Continuous Delivery value to your organization and customers — notes from Retail:Code 2017 conference
Last week I attended Retail:Code 2017 conference in London. In this article, I will write about my experience at this event and discuss the key takeaways of the experts discussion panel on Continuous Delivery that I facilitated.
About the Retail:Code 2017 conference
The event’s mission is to bridge gaps in retail and e-commerce between managers and IT people, especially in the terms of Continuous Delivery and DevOps. What was unique is that two and a half days were packed not only with talks but also with many opportunities to exchange professional experience and do networking. Speakers presented their experience with topics such as DevOps and Agile implementation in large companies, building data-driven strategy and cloud based solutions. There was also separate track related to fintech solutions. The event was partnered by such well-known companies as Atlassian, GitHub, Puppet, Chef and many more (most of them related to testing, automation and DevOps).
Challenge Your Peers
I was invited to be a moderator of one of the knowledge-exchange panels under the “Challenge Your Peers” format. Goal of this type of meeting is to gather IT professionals and business managers together and let them share their experience in a moderated discussion. Role of the moderator is to facilitate the discussion and compile a list of key takeaways to be distributed later as a part of post-conference materials.
Continuous Delivery value to your organization and customers
The subject was compiled by the organisers from so-called “hot topics” gathered through the questionnaires filled out by the attendees. As the conference’s leading theme was Continuous Delivery and DevOps, the topic of my panel was “Continuous Delivery value to your organization and customers — improved effectiveness and time to market”. There were also three questions defined to put the discussion on the right track:
- Continuous Delivery — what are the business advantages?
- How to break down the siloed behaviour and develop a culture of responsibility across the organization?
- How to align the goals of developers with the company goals and values?
I organized the panel into four phases: introduction and formulation of the topic and then discussion of each of the three questions prepared by the organizers.
The reality turned out to be completely different, as the participants passionate approach moved the discussion into other direction — which proved to be beneficial and very educational.
Discussion participants: IT vs. business
As anyone could sign up to be a participant of the discussion panel, I wasn’t aware — until the last moment — who will attend the session. Ultimately, there were around ten participants from diverse backgrounds, which made the discussion really interesting: among others, we had a strong team of IT guys from large e-commerce company from Western Europe, e-commerce director from well-known German retailer and representatives from one of the world’s biggest retailers based in France. This made a great mix of IT and business people, which later turned to be a great opportunity to see the issues from different perspectives.
Time to market — business vs. DevOps understanding
First talking point that emerged right after the presentation of the subject was how “time to market” is perceived by IT people who implemented Continuous Delivery principles and business people, who are involved in conceiving projects and then are responsible for introducing them to the market.

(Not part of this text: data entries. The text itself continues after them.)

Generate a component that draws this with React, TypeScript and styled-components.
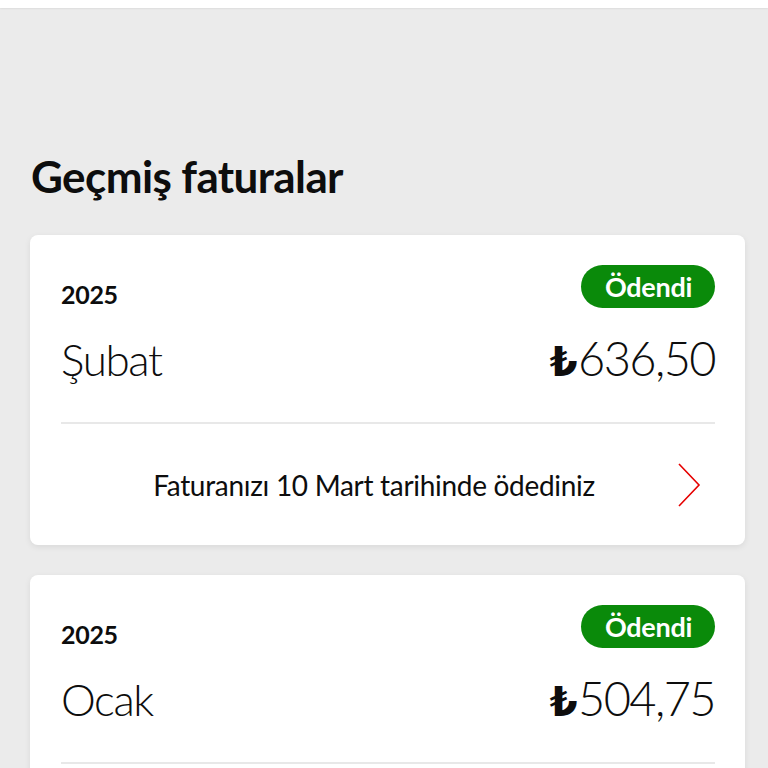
import React from "react";
import styled, { createGlobalStyle } from "styled-components";

const Global = createGlobalStyle`
  html, body { margin: 0; padding: 0; }
  body {
    background: #ebebeb;
    font-family: Lato, "Open Sans", "DejaVu Sans", sans-serif;
    color: #0d0d0d;
  }
`;

const Page = styled.div`
  min-height: 768px;
  background: #ebebeb;
`;

const TopBar = styled.div`
  height: 8px;
  background: #ffffff;
  box-shadow: 0 1px 2px rgba(0, 0, 0, 0.06);
`;

const Content = styled.main`
  padding: 0 23px 0 30px;
  display: flex;
  flex-direction: column;
`;

const Title = styled.h1`
  margin: 146px 0 0 1px;
  font-size: 44px;
  line-height: 44px;
  font-weight: 700;
  letter-spacing: -0.6px;
`;

const List = styled.div`
  margin-top: 37px;
  display: flex;
  flex-direction: column;
  gap: 30px;
`;

const Card = styled.section`
  background: #ffffff;
  border-radius: 8px;
  box-shadow: 0 2px 6px rgba(0, 0, 0, 0.08);
  padding: 30px 30px 0 31px;
  display: flex;
  flex-direction: column;
`;

const HeadRow = styled.div`
  display: flex;
  justify-content: space-between;
  align-items: flex-start;
  height: 43px;
`;

const Year = styled.span`
  margin-top: 15px;
  font-size: 25px;
  line-height: 28px;
  font-weight: 700;
  letter-spacing: -0.3px;
`;

const Badge = styled.span`
  height: 43px;
  box-sizing: border-box;
  padding: 0 23px 0 24px;
  border-radius: 22px;
  background: #0a8a0a;
  color: #ffffff;
  font-size: 27px;
  font-weight: 700;
  display: flex;
  align-items: center;
  letter-spacing: -0.3px;
`;

const AmountRow = styled.div`
  margin-top: 25px;
  height: 50px;
  display: flex;
  justify-content: space-between;
  align-items: baseline;
`;

const Month = styled.span`
  font-size: 44px;
  line-height: 50px;
  font-weight: 300;
  letter-spacing: -1.4px;
`;

const Amount = styled.span`
  font-size: 47px;
  line-height: 50px;
  font-weight: 300;
  letter-spacing: -1.6px;
`;

const Lira = styled.span`
  font-family: "DejaVu Sans", sans-serif;
  font-weight: 700;
  font-size: 40px;
  margin-right: 2px;
`;

const Divider = styled.hr`
  margin: 39px 0 0;
  border: 0;
  height: 2px;
  background: #e8e8e8;
`;

const Footer = styled.div`
  height: 121px;
  display: flex;
  align-items: center;
  justify-content: space-between;
`;

const FooterText = styled.span`
  flex: 1;
  text-align: center;
  font-size: 28px;
  font-weight: 400;
  letter-spacing: -0.3px;
  padding-left: 10px;
`;

const Chevron = styled.svg`
  width: 24px;
  height: 44px;
  margin-right: 14px;
  flex: none;
`;

type Bill = { year: string; month: string; amount: string; note: string };

const bills: Bill[] = [
  { year: "2025", month: "Şubat", amount: "636,50", note: "Faturanızı 10 Mart tarihinde ödediniz" },
  { year: "2025", month: "Ocak", amount: "504,75", note: "Faturanızı 10 Şubat tarihinde ödediniz" },
];

export default function App() {
  return (
    <Page>
      <Global />
      <TopBar />
      <Content>
        <Title>Geçmiş faturalar</Title>
        <List>
          {bills.map((b, i) => (
            <Card key={i}>
              <HeadRow>
                <Year>{b.year}</Year>
                <Badge>Ödendi</Badge>
              </HeadRow>
              <AmountRow>
                <Month>{b.month}</Month>
                <Amount>
                  <Lira>₺</Lira>
                  {b.amount}
                </Amount>
              </AmountRow>
              <Divider />
              <Footer>
                <FooterText>{b.note}</FooterText>
                <Chevron viewBox="0 0 24 44">
                  <path d="M2 1 L22 22 L2 43" fill="none" stroke="#e60000" strokeWidth="1.6" />
                </Chevron>
              </Footer>
            </Card>
          ))}
        </List>
      </Content>
    </Page>
  );
}
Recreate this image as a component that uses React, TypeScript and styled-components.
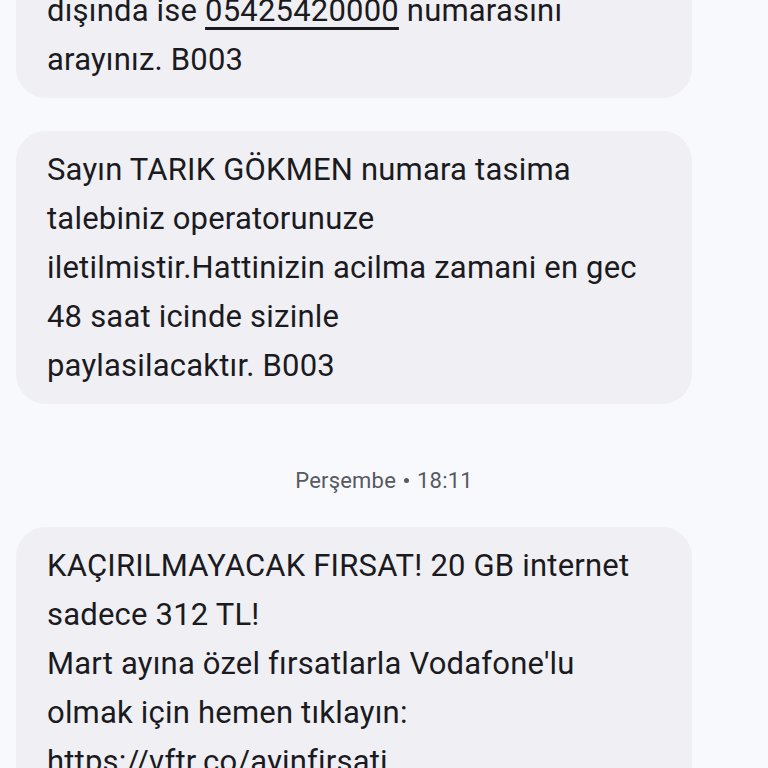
import React from "react";
import styled, { createGlobalStyle } from "styled-components";

const Global = createGlobalStyle`
  html, body { margin: 0; padding: 0; background: #f8f9fd; }
  body { font-family: Roboto, "Noto Sans", sans-serif; -webkit-font-smoothing: antialiased; }
`;

const Screen = styled.div`
  width: 768px;
  height: 768px;
  overflow: hidden;
  background: #f8f9fd;
`;

const Thread = styled.div`
  display: flex;
  flex-direction: column;
  margin-top: -77px;
`;

const Bubble = styled.div<{ $gap?: number }>`
  background: #efeff4;
  border-radius: 30px;
  padding: 14px 31px;
  margin: ${(p) => p.$gap ?? 0}px 76px 0 16px;
  color: #1b1b1f;
  font-size: 31px;
  line-height: 49px;
  letter-spacing: 0.2px;
`;

const Line = styled.div`
  white-space: nowrap;
`;

const Phone = styled.span`
  text-decoration: underline;
  text-decoration-thickness: 2.5px;
  text-underline-offset: 6px;
`;

const Stamp = styled.div`
  display: flex;
  justify-content: center;
  align-items: center;
  gap: 8px;
  height: 123px;
  padding-top: 30px;
  box-sizing: border-box;
  font-size: 22px;
  letter-spacing: 0.2px;
  color: #565a61;
`;

const Dot = styled.span`
  width: 5px;
  height: 5px;
  border-radius: 50%;
  background: #565a61;
`;

export default function App() {
  return (
    <Screen>
      <Global />
      <Thread>
        <Bubble>
          <Line>Bilgi için 0542 542 0000'ı, yurt</Line>
          <Line>
            dışında ise <Phone>05425420000</Phone> numarasını
          </Line>
          <Line>arayınız. B003</Line>
        </Bubble>
        <Bubble $gap={33}>
          <Line>Sayın TARIK GÖKMEN numara tasima</Line>
          <Line>talebiniz operatorunuze</Line>
          <Line>iletilmistir.Hattinizin acilma zamani en gec</Line>
          <Line>48 saat icinde sizinle</Line>
          <Line>paylasilacaktır. B003</Line>
        </Bubble>
        <Stamp>
          <span>Perşembe</span>
          <Dot />
          <span>18:11</span>
        </Stamp>
        <Bubble>
          <Line>KAÇIRILMAYACAK FIRSAT! 20 GB internet</Line>
          <Line>sadece 312 TL!</Line>
          <Line>Mart ayına özel fırsatlarla Vodafone'lu</Line>
          <Line>olmak için hemen tıklayın:</Line>
          <Line>https://vftr.co/ayinfirsati</Line>
        </Bubble>
      </Thread>
    </Screen>
  );
}
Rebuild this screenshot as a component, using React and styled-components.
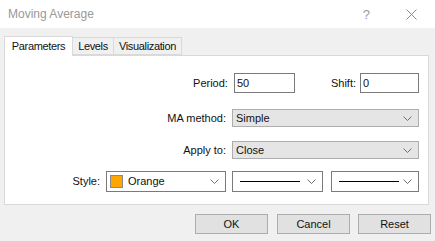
import React from 'react';
import styled, { createGlobalStyle } from 'styled-components';

const GlobalStyle = createGlobalStyle`
  html, body {
    margin: 0;
    padding: 0;
    background: #f0f0f0;
    font-family: "Liberation Sans", Arial, sans-serif;
    font-size: 11px;
    color: #111;
  }
`;

const Chevron = () => (
  <svg width="9" height="5" viewBox="0 0 9 5">
    <polyline points="0.5,0.5 4.5,4.5 8.5,0.5" fill="none" stroke="#707070" strokeWidth="1" />
  </svg>
);

const App = () => {
  return (
    <Dialog>
      <GlobalStyle />
      <TitleBar>
        <Title>Moving Average</Title>
        <TitleButtons>
          <Help>?</Help>
          <svg width="11" height="11" viewBox="0 0 11 11">
            <path d="M0.5 0.5 L10.5 10.5 M10.5 0.5 L0.5 10.5" stroke="#8a8a8a" strokeWidth="1" />
          </svg>
        </TitleButtons>
      </TitleBar>

      <Body>
        <Tabs>
          <Tab $active $w={69}>Parameters</Tab>
          <Tab $w={41}>Levels</Tab>
          <Tab $w={68}>Visualization</Tab>
        </Tabs>
        <Panel>
          <Row $top={17}>
            <Label>Period:</Label>
            <Input $w={61}>50</Input>
            <Label $gap={36} $space={4}>Shift:</Label>
            <Input $w={59}>0</Input>
          </Row>
          <Row $top={15}>
            <Label>MA method:</Label>
            <Select $w={187} $gray>
              <span>Simple</span>
              <Chevron />
            </Select>
          </Row>
          <Row $top={12}>
            <Label>Apply to:</Label>
            <Select $w={187} $gray>
              <span>Close</span>
              <Chevron />
            </Select>
          </Row>
          <Row $top={11}>
            <Label>Style:</Label>
            <Select $w={120}>
              <ColorName>
                <Swatch $color="#ffa500" />
                Orange
              </ColorName>
              <Chevron />
            </Select>
            <Select $w={91} $gap={6}>
              <LineSample />
              <Chevron />
            </Select>
            <Select $w={88} $gap={8}>
              <LineSample />
              <Chevron />
            </Select>
          </Row>
        </Panel>
        <Footer>
          <Button>OK</Button>
          <Button $gap={9}>Cancel</Button>
          <Button $gap={8}>Reset</Button>
        </Footer>
      </Body>
    </Dialog>
  );
};

const Dialog = styled.div`
  width: 435px;
  height: 241px;
  background: #f0f0f0;
  overflow: hidden;
`;

const TitleBar = styled.div`
  height: 28px;
  background: #fff;
  display: flex;
  align-items: center;
  justify-content: space-between;
  padding: 0 18px 0 8px;
`;

const Title = styled.div`
  font-size: 12px;
  color: #999;
`;

const TitleButtons = styled.div`
  display: flex;
  align-items: center;
  gap: 36px;
`;

const Help = styled.span`
  font-size: 13px;
  color: #9a9a9a;
`;

const Body = styled.div`
  padding: 7px 4px 0 4px;
`;

const Tabs = styled.div`
  display: flex;
  align-items: flex-end;
  height: 20px;
`;

const Tab = styled.div`
  width: ${p => p.$w}px;
  height: ${p => (p.$active ? 20 : 18)}px;
  box-sizing: border-box;
  background: ${p => (p.$active ? '#fff' : '#f0f0f0')};
  border: 1px solid #d9d9d9;
  border-bottom: ${p => (p.$active ? 'none' : '1px solid #d9d9d9')};
  border-left: ${p => (p.$active ? '1px solid #d9d9d9' : 'none')};
  margin-bottom: ${p => (p.$active ? -1 : 0)}px;
  padding-bottom: ${p => (p.$active ? 2 : 0)}px;
  position: relative;
  z-index: ${p => (p.$active ? 1 : 0)};
  display: flex;
  align-items: center;
  justify-content: center;
  white-space: nowrap;
  letter-spacing: -0.35px;
`;

const Panel = styled.div`
  width: 425px;
  height: 150px;
  box-sizing: border-box;
  background: #fff;
  border: 1px solid #d9d9d9;
  padding: 0 9px 0 0;
  display: flex;
  flex-direction: column;
`;

const Row = styled.div`
  margin-top: ${p => p.$top}px;
  height: 20px;
  display: flex;
  align-items: center;
  justify-content: flex-end;
`;

const Label = styled.span`
  margin-left: ${p => p.$gap || 0}px;
  margin-right: ${p => p.$space || 6}px;
`;

const Input = styled.div`
  width: ${p => p.$w}px;
  height: 20px;
  box-sizing: border-box;
  border: 1px solid #7a7a7a;
  padding: 0 2px;
  display: flex;
  align-items: center;
`;

const Select = styled.div`
  width: ${p => p.$w}px;
  height: ${p => (p.$gray ? 18 : 21)}px;
  margin-left: ${p => p.$gap || 0}px;
  box-sizing: border-box;
  border: 1px solid ${p => (p.$gray ? '#adadad' : '#7a7a7a')};
  background: ${p => (p.$gray ? '#e5e5e5' : '#fff')};
  padding: 0 6px 0 3px;
  display: flex;
  align-items: center;
  justify-content: space-between;
`;

const ColorName = styled.span`
  display: flex;
  align-items: center;
  gap: 5px;
`;

const Swatch = styled.span`
  width: 13px;
  height: 13px;
  box-sizing: border-box;
  background: ${p => p.$color};
  border: 1px solid #8a8a8a;
`;

const LineSample = styled.span`
  width: 60px;
  height: 1px;
  margin-left: 4px;
  background: #000;
`;

const Footer = styled.div`
  display: flex;
  justify-content: flex-end;
  margin-top: 9px;
`;

const Button = styled.div`
  width: 73px;
  height: 20px;
  margin-left: ${p => p.$gap || 0}px;
  box-sizing: border-box;
  background: #e1e1e1;
  border: 1px solid #adadad;
  display: flex;
  align-items: center;
  justify-content: center;
`;

export default App;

Rapid development and deployment process coming from the Continuous Delivery principles cause the projects to be really small, such as one user story or small feature. “Time to market” in such environment is defined as a time between creation of said user story (or other workable item) and deployment to the production infrastructure.
Participants from the business side of the companies highlighted, that their understanding of “time to market” is completely different and frequently inconsistent from the one presented by the developers. They understand it as a time from the project being researched and defined (for example by the business analysts, based on the business intelligence input) to the point where it is deployed, properly advertised and introduced to the market (preferably with the quantitative results).
Results of introduction of Continuous Delivery practices
For the remainder of the panel we discussed the results of introducing Continuous Delivery practices in the participants’ organizations.
Main nuisance before the introduction were lack of control over what work is being done and technical problems piling up. When paired with the lack of any project management methodology (i.e. agile, such as Scrum) this caused often chaos and low motivation of the team members.
We then discussed the positive outcomes of introducing the Continuous Delivery. Most of them were related to the better organization of the teams work, such as introduction of agile methodology, frequent releases (not less than once a day) and independent release schedule for each of the teams. This also meant architectural changes: moving from monolith structure to microservices, which are easier to maintain.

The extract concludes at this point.